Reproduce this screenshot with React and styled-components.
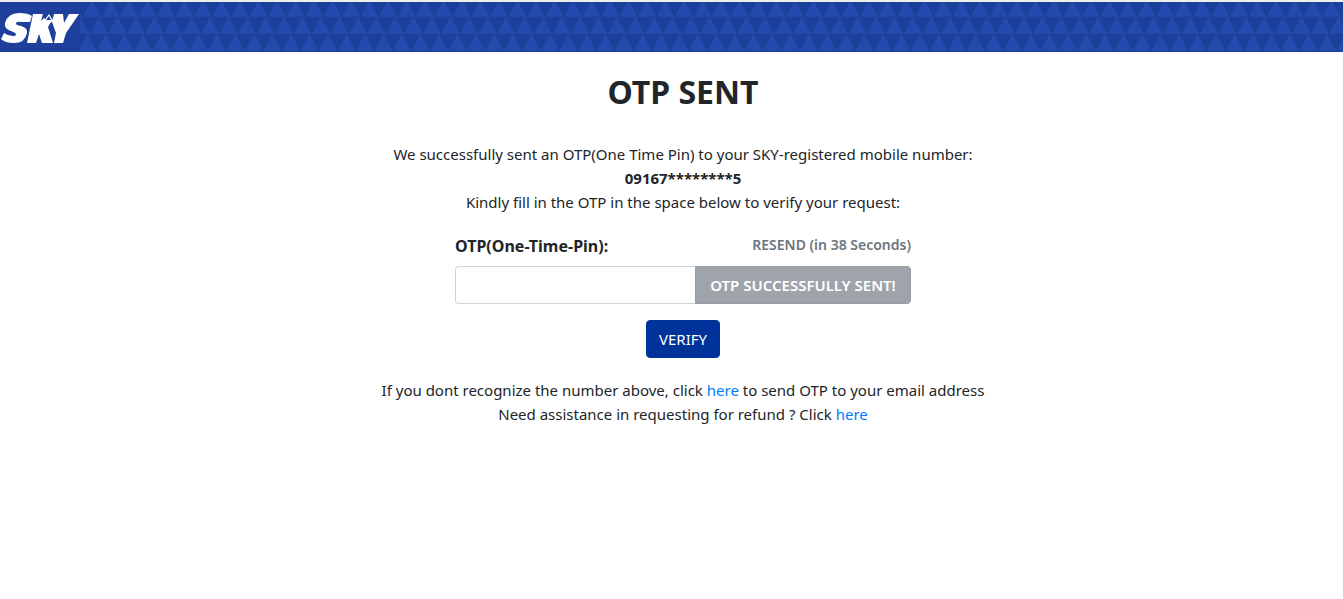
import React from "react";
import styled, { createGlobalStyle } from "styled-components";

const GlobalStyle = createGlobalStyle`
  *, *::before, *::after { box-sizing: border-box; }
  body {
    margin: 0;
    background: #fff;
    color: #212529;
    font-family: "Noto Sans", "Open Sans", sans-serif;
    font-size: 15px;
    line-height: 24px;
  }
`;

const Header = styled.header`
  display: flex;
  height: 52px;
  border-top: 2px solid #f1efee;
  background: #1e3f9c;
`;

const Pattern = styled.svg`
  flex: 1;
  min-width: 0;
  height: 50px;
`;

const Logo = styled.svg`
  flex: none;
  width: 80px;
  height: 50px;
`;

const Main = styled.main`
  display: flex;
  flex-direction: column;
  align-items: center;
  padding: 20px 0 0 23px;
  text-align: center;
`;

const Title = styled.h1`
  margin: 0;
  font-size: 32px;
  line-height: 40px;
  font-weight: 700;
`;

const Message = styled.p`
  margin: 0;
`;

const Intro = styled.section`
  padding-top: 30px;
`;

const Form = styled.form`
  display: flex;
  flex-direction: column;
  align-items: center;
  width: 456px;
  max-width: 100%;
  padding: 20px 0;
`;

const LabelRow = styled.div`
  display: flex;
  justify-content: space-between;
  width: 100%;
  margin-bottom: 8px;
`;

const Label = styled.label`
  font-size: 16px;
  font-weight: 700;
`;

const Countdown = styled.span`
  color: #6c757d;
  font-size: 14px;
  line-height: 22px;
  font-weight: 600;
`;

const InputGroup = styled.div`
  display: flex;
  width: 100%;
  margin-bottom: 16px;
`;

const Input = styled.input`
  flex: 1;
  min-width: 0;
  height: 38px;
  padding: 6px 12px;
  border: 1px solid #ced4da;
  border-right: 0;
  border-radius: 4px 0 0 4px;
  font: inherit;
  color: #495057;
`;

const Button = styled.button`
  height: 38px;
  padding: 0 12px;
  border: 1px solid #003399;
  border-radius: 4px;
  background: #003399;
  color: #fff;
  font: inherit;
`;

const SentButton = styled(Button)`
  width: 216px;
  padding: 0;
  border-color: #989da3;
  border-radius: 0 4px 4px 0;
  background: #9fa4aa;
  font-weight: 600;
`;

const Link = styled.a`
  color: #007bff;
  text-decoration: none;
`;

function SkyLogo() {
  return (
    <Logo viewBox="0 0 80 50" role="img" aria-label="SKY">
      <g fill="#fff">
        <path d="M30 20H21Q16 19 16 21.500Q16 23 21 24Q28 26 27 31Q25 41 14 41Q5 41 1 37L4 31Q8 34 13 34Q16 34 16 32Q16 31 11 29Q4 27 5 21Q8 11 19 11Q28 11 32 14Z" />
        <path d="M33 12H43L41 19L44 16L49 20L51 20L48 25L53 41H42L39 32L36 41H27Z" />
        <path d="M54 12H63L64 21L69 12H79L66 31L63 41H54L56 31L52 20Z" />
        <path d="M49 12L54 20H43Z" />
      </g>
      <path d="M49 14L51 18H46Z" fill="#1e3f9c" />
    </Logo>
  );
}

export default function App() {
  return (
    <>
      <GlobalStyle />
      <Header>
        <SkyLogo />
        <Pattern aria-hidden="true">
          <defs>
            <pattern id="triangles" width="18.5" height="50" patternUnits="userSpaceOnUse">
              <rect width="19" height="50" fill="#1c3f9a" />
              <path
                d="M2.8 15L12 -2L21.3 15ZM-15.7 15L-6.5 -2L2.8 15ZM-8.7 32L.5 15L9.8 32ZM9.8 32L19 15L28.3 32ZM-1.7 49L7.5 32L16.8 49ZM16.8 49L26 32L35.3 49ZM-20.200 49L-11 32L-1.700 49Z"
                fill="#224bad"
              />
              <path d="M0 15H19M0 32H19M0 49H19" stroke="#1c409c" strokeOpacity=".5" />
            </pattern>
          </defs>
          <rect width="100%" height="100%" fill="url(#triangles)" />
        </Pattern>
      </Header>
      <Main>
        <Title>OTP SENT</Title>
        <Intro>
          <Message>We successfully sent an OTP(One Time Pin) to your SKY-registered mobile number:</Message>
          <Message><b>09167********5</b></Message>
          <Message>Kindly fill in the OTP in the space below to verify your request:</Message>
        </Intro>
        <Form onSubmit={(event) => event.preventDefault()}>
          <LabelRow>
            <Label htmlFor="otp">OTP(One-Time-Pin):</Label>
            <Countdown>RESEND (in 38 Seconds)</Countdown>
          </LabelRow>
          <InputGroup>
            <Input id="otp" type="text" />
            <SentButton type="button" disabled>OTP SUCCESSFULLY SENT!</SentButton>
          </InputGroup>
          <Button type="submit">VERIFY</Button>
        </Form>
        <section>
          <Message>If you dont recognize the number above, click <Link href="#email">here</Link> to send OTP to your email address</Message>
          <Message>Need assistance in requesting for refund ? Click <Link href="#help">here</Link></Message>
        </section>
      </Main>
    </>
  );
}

□ □ □ □ □ □ □

_Written task_
Reproduce every line exactly and omit all pictures.

_Written answer_
Reproduce this screenshot with React and styled-components.
import React from "react";
import styled, { createGlobalStyle } from "styled-components";

const GlobalStyle = createGlobalStyle`
  *, *::before, *::after { box-sizing: border-box; }
  body {
    margin: 0;
    background: #fff;
    color: #212529;
    font-family: "Noto Sans", "Open Sans", sans-serif;
    font-size: 15px;
    line-height: 24px;
  }
`;

const Header = styled.header`
  display: flex;
  height: 52px;
  border-top: 2px solid #f1efee;
  background: #1e3f9c;
`;

const Pattern = styled.svg`
  flex: 1;
  min-width: 0;
  height: 50px;
`;

const Logo = styled.svg`
  flex: none;
  width: 80px;
  height: 50px;
`;

const Main = styled.main`
  display: flex;
  flex-direction: column;
  align-items: center;
  padding: 20px 0 0 23px;
  text-align: center;
`;

const Title = styled.h1`
  margin: 0;
  font-size: 32px;
  line-height: 40px;
  font-weight: 700;
`;

const Message = styled.p`
  margin: 0;
`;

const Intro = styled.section`
  padding-top: 30px;
`;

const Form = styled.form`
  display: flex;
  flex-direction: column;
  align-items: center;
  width: 456px;
  max-width: 100%;
  padding: 20px 0;
`;

const LabelRow = styled.div`
  display: flex;
  justify-content: space-between;
  width: 100%;
  margin-bottom: 8px;
`;

const Label = styled.label`
  font-size: 16px;
  font-weight: 700;
`;

const Countdown = styled.span`
  color: #6c757d;
  font-size: 14px;
  line-height: 22px;
  font-weight: 600;
`;

const InputGroup = styled.div`
  display: flex;
  width: 100%;
  margin-bottom: 16px;
`;

const Input = styled.input`
  flex: 1;
  min-width: 0;
  height: 38px;
  padding: 6px 12px;
  border: 1px solid #ced4da;
  border-right: 0;
  border-radius: 4px 0 0 4px;
  font: inherit;
  color: #495057;
`;

const Button = styled.button`
  height: 38px;
  padding: 0 12px;
  border: 1px solid #003399;
  border-radius: 4px;
  background: #003399;
  color: #fff;
  font: inherit;
`;

const SentButton = styled(Button)`
  width: 216px;
  padding: 0;
  border-color: #989da3;
  border-radius: 0 4px 4px 0;
  background: #9fa4aa;
  font-weight: 600;
`;

const Link = styled.a`
  color: #007bff;
  text-decoration: none;
`;

function SkyLogo() {
  return (
    <Logo viewBox="0 0 80 50" role="img" aria-label="SKY">
      <g fill="#fff">
        <path d="M30 20H21Q16 19 16 21.500Q16 23 21 24Q28 26 27 31Q25 41 14 41Q5 41 1 37L4 31Q8 34 13 34Q16 34 16 32Q16 31 11 29Q4 27 5 21Q8 11 19 11Q28 11 32 14Z" />
        <path d="M33 12H43L41 19L44 16L49 20L51 20L48 25L53 41H42L39 32L36 41H27Z" />
        <path d="M54 12H63L64 21L69 12H79L66 31L63 41H54L56 31L52 20Z" />
        <path d="M49 12L54 20H43Z" />
      </g>
      <path d="M49 14L51 18H46Z" fill="#1e3f9c" />
    </Logo>
  );
}

export default function App() {
  return (
    <>
      <GlobalStyle />
      <Header>
        <SkyLogo />
        <Pattern aria-hidden="true">
          <defs>
            <pattern id="triangles" width="18.5" height="50" patternUnits="userSpaceOnUse">
              <rect width="19" height="50" fill="#1c3f9a" />
              <path
                d="M2.8 15L12 -2L21.3 15ZM-15.7 15L-6.5 -2L2.8 15ZM-8.7 32L.5 15L9.8 32ZM9.8 32L19 15L28.3 32ZM-1.7 49L7.5 32L16.8 49ZM16.8 49L26 32L35.3 49ZM-20.200 49L-11 32L-1.700 49Z"
                fill="#224bad"
              />
              <path d="M0 15H19M0 32H19M0 49H19" stroke="#1c409c" strokeOpacity=".5" />
            </pattern>
          </defs>
          <rect width="100%" height="100%" fill="url(#triangles)" />
        </Pattern>
      </Header>
      <Main>
        <Title>OTP SENT</Title>
        <Intro>
          <Message>We successfully sent an OTP(One Time Pin) to your SKY-registered mobile number:</Message>
          <Message><b>09167********5</b></Message>
          <Message>Kindly fill in the OTP in the space below to verify your request:</Message>
        </Intro>
        <Form onSubmit={(event) => event.preventDefault()}>
          <LabelRow>
            <Label htmlFor="otp">OTP(One-Time-Pin):</Label>
            <Countdown>RESEND (in 38 Seconds)</Countdown>
          </LabelRow>
          <InputGroup>
            <Input id="otp" type="text" />
            <SentButton type="button" disabled>OTP SUCCESSFULLY SENT!</SentButton>
          </InputGroup>
          <Button type="submit">VERIFY</Button>
        </Form>
        <section>
          <Message>If you dont recognize the number above, click <Link href="#email">here</Link> to send OTP to your email address</Message>
          <Message>Need assistance in requesting for refund ? Click <Link href="#help">here</Link></Message>
        </section>
      </Main>
    </>
  );
}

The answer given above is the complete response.